[OBJECTIVE]: Work through the listing below and count the lines that hold "components". Answer with the number alone.

[STORED DATA]:
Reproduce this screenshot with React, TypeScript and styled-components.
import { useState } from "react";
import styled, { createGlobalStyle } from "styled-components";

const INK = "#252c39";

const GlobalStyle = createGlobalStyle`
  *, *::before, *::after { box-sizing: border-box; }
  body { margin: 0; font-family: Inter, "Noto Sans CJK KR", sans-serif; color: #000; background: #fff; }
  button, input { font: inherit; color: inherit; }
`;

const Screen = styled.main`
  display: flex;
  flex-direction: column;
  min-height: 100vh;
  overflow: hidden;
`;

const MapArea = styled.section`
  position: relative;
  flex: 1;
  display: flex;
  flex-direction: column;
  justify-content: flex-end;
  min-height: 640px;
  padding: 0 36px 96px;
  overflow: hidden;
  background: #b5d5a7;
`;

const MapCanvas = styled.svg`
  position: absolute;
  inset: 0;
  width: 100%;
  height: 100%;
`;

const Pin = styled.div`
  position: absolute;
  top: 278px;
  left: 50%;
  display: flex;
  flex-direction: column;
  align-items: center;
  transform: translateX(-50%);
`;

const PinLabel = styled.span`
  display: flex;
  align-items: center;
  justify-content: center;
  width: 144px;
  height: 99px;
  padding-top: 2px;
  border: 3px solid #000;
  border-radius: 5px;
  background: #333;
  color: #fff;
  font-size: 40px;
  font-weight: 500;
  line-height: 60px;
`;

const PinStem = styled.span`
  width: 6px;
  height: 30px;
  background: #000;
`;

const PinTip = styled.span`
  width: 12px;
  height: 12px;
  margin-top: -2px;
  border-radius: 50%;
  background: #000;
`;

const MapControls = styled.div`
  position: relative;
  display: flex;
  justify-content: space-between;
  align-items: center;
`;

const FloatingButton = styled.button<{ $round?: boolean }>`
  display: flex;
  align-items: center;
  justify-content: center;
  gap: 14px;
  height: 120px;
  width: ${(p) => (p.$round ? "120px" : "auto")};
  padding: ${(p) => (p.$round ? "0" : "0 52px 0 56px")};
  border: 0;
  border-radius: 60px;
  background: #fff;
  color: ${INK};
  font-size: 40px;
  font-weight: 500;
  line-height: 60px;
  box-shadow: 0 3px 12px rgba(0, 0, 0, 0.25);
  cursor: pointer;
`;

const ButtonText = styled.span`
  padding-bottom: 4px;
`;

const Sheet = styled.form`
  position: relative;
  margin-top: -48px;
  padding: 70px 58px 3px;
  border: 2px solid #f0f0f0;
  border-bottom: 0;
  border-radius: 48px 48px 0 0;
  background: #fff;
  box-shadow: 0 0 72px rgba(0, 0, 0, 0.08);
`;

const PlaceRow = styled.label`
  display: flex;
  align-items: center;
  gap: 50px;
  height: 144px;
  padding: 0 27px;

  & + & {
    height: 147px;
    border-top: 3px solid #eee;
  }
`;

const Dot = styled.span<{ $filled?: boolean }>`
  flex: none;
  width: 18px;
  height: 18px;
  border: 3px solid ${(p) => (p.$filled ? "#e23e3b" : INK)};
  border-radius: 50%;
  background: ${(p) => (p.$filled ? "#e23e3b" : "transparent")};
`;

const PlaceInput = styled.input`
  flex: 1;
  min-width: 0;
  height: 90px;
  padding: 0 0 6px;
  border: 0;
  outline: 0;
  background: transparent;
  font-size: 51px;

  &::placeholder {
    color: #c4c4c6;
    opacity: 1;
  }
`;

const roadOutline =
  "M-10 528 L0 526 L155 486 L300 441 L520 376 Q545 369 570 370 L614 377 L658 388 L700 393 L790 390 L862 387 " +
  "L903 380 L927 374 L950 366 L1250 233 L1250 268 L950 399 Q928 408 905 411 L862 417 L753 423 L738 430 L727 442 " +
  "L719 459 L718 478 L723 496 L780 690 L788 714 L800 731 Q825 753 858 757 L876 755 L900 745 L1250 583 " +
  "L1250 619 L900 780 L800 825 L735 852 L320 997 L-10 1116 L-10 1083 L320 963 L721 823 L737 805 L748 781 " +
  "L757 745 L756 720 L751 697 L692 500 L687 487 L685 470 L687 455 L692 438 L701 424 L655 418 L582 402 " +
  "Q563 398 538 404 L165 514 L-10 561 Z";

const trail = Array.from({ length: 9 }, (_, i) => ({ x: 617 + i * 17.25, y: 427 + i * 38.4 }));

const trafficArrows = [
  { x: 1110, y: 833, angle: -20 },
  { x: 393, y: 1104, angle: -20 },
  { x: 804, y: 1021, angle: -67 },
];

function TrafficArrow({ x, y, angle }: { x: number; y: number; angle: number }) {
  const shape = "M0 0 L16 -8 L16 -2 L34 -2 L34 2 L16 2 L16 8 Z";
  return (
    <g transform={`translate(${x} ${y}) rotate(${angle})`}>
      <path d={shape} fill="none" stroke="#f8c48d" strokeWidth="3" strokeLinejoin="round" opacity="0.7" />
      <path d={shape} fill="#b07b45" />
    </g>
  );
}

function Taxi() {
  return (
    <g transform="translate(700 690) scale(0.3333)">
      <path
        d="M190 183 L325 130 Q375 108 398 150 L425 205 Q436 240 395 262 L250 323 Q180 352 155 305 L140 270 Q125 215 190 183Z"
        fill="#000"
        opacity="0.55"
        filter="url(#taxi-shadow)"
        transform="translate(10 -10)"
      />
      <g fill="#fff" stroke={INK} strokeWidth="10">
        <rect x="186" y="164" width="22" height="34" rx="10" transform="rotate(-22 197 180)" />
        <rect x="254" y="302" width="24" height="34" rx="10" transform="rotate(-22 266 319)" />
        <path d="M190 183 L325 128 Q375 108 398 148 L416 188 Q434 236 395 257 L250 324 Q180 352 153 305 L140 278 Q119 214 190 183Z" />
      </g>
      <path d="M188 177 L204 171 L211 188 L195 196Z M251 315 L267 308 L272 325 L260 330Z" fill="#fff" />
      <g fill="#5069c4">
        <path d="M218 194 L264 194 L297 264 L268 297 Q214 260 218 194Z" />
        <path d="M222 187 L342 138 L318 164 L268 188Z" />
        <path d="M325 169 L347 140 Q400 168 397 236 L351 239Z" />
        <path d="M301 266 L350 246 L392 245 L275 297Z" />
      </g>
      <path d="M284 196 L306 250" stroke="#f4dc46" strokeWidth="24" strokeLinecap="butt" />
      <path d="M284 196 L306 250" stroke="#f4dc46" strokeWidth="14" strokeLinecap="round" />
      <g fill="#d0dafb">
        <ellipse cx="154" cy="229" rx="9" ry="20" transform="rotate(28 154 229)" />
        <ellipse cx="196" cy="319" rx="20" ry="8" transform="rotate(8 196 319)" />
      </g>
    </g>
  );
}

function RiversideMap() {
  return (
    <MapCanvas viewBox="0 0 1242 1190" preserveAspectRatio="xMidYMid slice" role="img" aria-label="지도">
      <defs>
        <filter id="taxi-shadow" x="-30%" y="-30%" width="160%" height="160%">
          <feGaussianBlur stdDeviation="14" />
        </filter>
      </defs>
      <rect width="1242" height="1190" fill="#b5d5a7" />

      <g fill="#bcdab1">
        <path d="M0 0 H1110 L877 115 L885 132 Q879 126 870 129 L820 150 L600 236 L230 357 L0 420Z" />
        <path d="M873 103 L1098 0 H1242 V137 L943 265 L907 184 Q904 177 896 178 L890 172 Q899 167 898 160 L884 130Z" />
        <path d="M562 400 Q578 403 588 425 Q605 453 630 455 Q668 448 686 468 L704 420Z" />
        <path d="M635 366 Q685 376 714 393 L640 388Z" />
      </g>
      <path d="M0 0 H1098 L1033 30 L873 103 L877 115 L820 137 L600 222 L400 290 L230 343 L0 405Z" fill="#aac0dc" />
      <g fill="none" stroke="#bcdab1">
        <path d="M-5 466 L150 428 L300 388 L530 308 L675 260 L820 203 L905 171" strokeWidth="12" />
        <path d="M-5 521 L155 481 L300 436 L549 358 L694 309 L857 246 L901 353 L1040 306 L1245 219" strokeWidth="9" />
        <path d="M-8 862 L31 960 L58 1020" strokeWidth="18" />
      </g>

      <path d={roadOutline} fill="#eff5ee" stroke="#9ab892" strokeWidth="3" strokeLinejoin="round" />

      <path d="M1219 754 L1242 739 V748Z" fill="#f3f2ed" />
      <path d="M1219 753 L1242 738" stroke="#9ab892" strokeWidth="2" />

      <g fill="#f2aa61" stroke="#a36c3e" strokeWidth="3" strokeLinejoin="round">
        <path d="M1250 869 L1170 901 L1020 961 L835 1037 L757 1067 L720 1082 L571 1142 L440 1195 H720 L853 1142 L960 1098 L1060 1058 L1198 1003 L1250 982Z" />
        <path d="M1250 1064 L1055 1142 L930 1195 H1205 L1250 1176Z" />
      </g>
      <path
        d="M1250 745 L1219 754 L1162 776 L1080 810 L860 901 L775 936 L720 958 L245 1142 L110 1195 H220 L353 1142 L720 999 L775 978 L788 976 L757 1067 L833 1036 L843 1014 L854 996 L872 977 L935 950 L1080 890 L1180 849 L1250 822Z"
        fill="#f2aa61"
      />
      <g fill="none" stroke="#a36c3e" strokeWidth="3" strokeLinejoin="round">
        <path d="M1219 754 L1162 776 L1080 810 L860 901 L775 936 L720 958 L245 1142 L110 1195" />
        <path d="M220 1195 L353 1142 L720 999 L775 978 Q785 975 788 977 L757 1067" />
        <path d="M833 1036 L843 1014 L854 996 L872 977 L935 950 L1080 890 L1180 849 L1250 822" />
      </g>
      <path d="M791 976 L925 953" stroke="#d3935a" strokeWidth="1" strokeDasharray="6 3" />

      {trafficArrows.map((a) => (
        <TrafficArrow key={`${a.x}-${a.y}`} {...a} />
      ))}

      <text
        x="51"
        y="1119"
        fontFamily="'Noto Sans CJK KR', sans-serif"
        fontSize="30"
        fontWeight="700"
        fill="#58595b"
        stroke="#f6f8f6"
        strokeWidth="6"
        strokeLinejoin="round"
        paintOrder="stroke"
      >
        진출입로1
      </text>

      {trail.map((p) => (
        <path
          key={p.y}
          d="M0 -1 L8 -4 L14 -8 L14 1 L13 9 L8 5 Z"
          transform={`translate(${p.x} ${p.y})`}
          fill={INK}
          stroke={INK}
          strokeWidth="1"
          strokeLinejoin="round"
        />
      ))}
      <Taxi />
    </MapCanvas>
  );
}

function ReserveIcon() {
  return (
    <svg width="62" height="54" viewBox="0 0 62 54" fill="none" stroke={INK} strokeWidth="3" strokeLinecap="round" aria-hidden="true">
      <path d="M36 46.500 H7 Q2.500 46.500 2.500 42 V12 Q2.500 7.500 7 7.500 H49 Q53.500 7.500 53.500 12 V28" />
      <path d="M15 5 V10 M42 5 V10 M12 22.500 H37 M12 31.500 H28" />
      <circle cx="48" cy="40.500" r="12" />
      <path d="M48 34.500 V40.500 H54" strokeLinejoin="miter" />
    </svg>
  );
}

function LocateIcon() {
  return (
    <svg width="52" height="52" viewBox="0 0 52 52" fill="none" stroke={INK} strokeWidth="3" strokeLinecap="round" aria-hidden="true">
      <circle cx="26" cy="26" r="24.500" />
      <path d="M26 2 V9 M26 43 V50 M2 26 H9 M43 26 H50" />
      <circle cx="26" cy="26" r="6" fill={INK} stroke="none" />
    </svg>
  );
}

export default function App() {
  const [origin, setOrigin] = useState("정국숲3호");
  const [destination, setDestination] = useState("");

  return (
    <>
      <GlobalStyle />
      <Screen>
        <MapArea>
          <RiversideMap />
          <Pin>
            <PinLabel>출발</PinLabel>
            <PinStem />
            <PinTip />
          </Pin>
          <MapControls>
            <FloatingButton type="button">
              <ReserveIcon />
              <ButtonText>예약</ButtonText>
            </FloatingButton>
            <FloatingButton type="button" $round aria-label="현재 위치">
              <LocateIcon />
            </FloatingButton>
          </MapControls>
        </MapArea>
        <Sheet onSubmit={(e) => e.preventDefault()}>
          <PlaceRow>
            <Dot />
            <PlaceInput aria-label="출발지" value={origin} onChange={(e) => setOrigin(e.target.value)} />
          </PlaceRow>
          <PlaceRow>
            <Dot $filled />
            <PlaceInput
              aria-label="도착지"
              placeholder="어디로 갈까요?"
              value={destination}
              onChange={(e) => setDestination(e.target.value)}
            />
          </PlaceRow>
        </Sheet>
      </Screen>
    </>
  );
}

[PROBLEM SOLUTION]: 2